Write out the material exactly. Do not include the pictures.

▶ Front-end source files:
>> Start

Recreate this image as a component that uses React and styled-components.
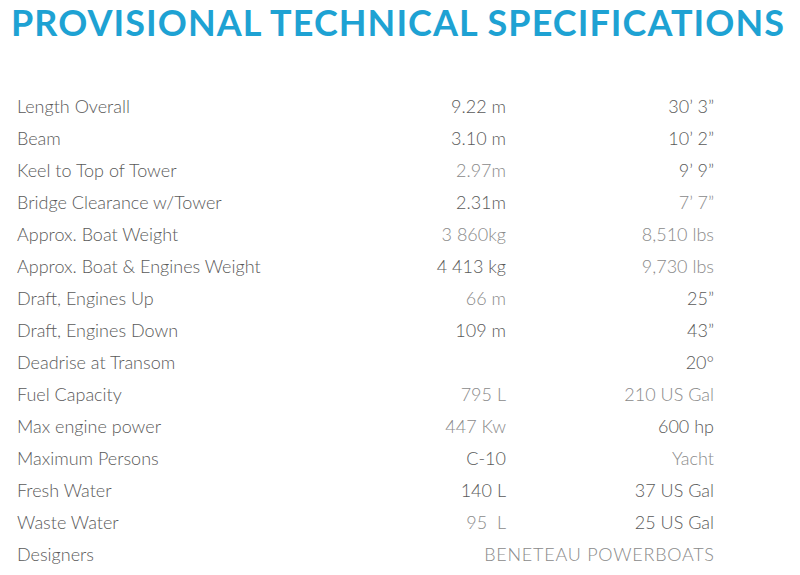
import React from "react";
import styled, { createGlobalStyle } from "styled-components";

const Global = createGlobalStyle`
  html, body { margin: 0; padding: 0; background: #fff; }
  body { font-family: Lato, "Liberation Sans", sans-serif; }
`;

const Page = styled.div`
  width: 800px;
  height: 575px;
  overflow: hidden;
  background: #fff;
`;

const Title = styled.h1`
  margin: 0;
  padding: 1px 0 0 11px;
  height: 90px;
  box-sizing: border-box;
  font-family: Lato, sans-serif;
  font-weight: 700;
  font-size: 36px;
  line-height: 42px;
  letter-spacing: 1.05px;
  color: #1ea2d3;
  white-space: nowrap;
`;

const Table = styled.div`
  display: grid;
  grid-template-columns: 319px 170px 208px;
  grid-auto-rows: 32px;
  padding-left: 17px;
`;

const Cell = styled.div`
  display: flex;
  align-items: center;
  justify-content: ${(p) => (p.$right ? "flex-end" : "flex-start")};
  font-family: Lato, sans-serif;
  font-weight: 300;
  font-size: 18px;
  color: ${(p) => (p.$light ? "#8a8a8a" : "#5a5a5a")};
  white-space: pre;
`;

const Span = styled(Cell)`
  grid-column: 2 / 4;
  letter-spacing: 0.75px;
  margin-right: -0.75px;
`;

const rows = [
  ["Length Overall", "9.22 m", 0, "30\u2019 3\u201d", 0],
  ["Beam", "3.10 m", 0, "10\u2019 2\u201d", 0],
  ["Keel to Top of Tower", "2.97m", 1, "9\u2019 9\u201d", 0],
  ["Bridge Clearance w/Tower", "2.31m", 0, "7\u2019 7\u201d", 1],
  ["Approx. Boat Weight", "3 860kg", 1, "8,510 lbs", 1],
  ["Approx. Boat & Engines Weight", "4 413 kg", 0, "9,730 lbs", 1],
  ["Draft, Engines Up", "66 m", 1, "25\u201d", 0],
  ["Draft, Engines Down", "109 m", 0, "43\u201d", 0],
  ["Deadrise at Transom", "", 0, "20\u00b0", 0],
  ["Fuel Capacity", "795 L", 1, "210 US Gal", 1],
  ["Max engine power", "447 Kw", 1, "600 hp", 0],
  ["Maximum Persons", "C-10", 0, "Yacht", 1],
  ["Fresh Water", "140 L", 0, "37 US Gal", 0],
  ["Waste Water", "95  L", 1, "25 US Gal", 0],
];

export default function App() {
  return (
    <Page>
      <Global />
      <Title>PROVISIONAL TECHNICAL SPECIFICATIONS</Title>
      <Table>
        {rows.map(([label, metric, ml, imp, il]) => (
          <React.Fragment key={label}>
            <Cell>{label}</Cell>
            <Cell $right $light={!!ml}>{metric}</Cell>
            <Cell $right $light={!!il}>{imp}</Cell>
          </React.Fragment>
        ))}
        <Cell>Designers</Cell>
        <Span $right $light>BENETEAU POWERBOATS</Span>
      </Table>
    </Page>
  );
}
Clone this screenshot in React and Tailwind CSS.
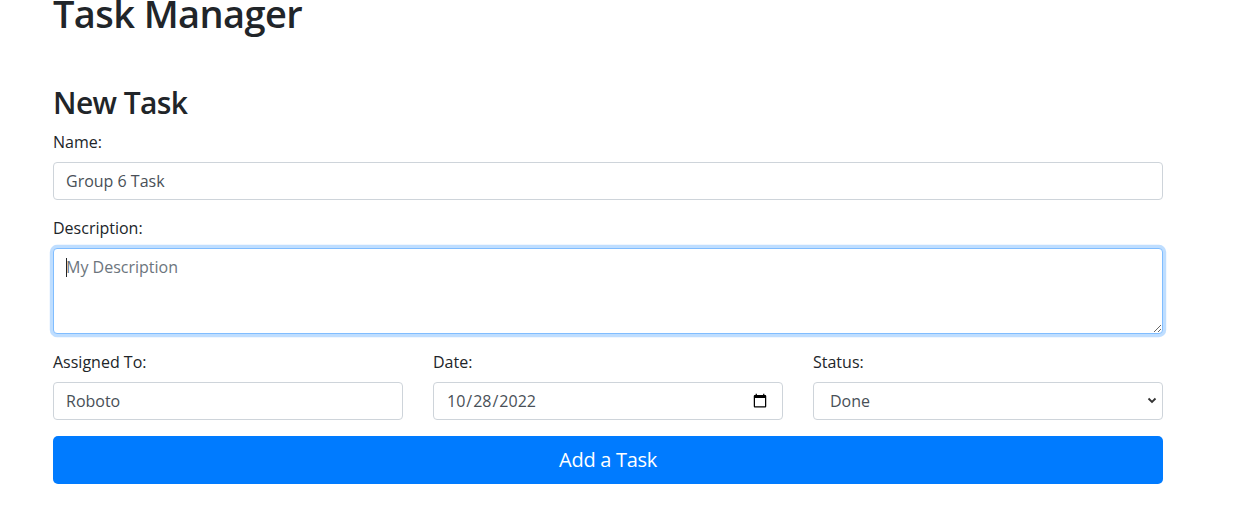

>> End

▶ Complete answer:
Recreate this image as a component that uses React and styled-components.
import React from "react";
import styled, { createGlobalStyle } from "styled-components";

const Global = createGlobalStyle`
  html, body { margin: 0; padding: 0; background: #fff; }
  body { font-family: Lato, "Liberation Sans", sans-serif; }
`;

const Page = styled.div`
  width: 800px;
  height: 575px;
  overflow: hidden;
  background: #fff;
`;

const Title = styled.h1`
  margin: 0;
  padding: 1px 0 0 11px;
  height: 90px;
  box-sizing: border-box;
  font-family: Lato, sans-serif;
  font-weight: 700;
  font-size: 36px;
  line-height: 42px;
  letter-spacing: 1.05px;
  color: #1ea2d3;
  white-space: nowrap;
`;

const Table = styled.div`
  display: grid;
  grid-template-columns: 319px 170px 208px;
  grid-auto-rows: 32px;
  padding-left: 17px;
`;

const Cell = styled.div`
  display: flex;
  align-items: center;
  justify-content: ${(p) => (p.$right ? "flex-end" : "flex-start")};
  font-family: Lato, sans-serif;
  font-weight: 300;
  font-size: 18px;
  color: ${(p) => (p.$light ? "#8a8a8a" : "#5a5a5a")};
  white-space: pre;
`;

const Span = styled(Cell)`
  grid-column: 2 / 4;
  letter-spacing: 0.75px;
  margin-right: -0.75px;
`;

const rows = [
  ["Length Overall", "9.22 m", 0, "30\u2019 3\u201d", 0],
  ["Beam", "3.10 m", 0, "10\u2019 2\u201d", 0],
  ["Keel to Top of Tower", "2.97m", 1, "9\u2019 9\u201d", 0],
  ["Bridge Clearance w/Tower", "2.31m", 0, "7\u2019 7\u201d", 1],
  ["Approx. Boat Weight", "3 860kg", 1, "8,510 lbs", 1],
  ["Approx. Boat & Engines Weight", "4 413 kg", 0, "9,730 lbs", 1],
  ["Draft, Engines Up", "66 m", 1, "25\u201d", 0],
  ["Draft, Engines Down", "109 m", 0, "43\u201d", 0],
  ["Deadrise at Transom", "", 0, "20\u00b0", 0],
  ["Fuel Capacity", "795 L", 1, "210 US Gal", 1],
  ["Max engine power", "447 Kw", 1, "600 hp", 0],
  ["Maximum Persons", "C-10", 0, "Yacht", 1],
  ["Fresh Water", "140 L", 0, "37 US Gal", 0],
  ["Waste Water", "95  L", 1, "25 US Gal", 0],
];

export default function App() {
  return (
    <Page>
      <Global />
      <Title>PROVISIONAL TECHNICAL SPECIFICATIONS</Title>
      <Table>
        {rows.map(([label, metric, ml, imp, il]) => (
          <React.Fragment key={label}>
            <Cell>{label}</Cell>
            <Cell $right $light={!!ml}>{metric}</Cell>
            <Cell $right $light={!!il}>{imp}</Cell>
          </React.Fragment>
        ))}
        <Cell>Designers</Cell>
        <Span $right $light>BENETEAU POWERBOATS</Span>
      </Table>
    </Page>
  );
}
Clone this screenshot in React and Tailwind CSS.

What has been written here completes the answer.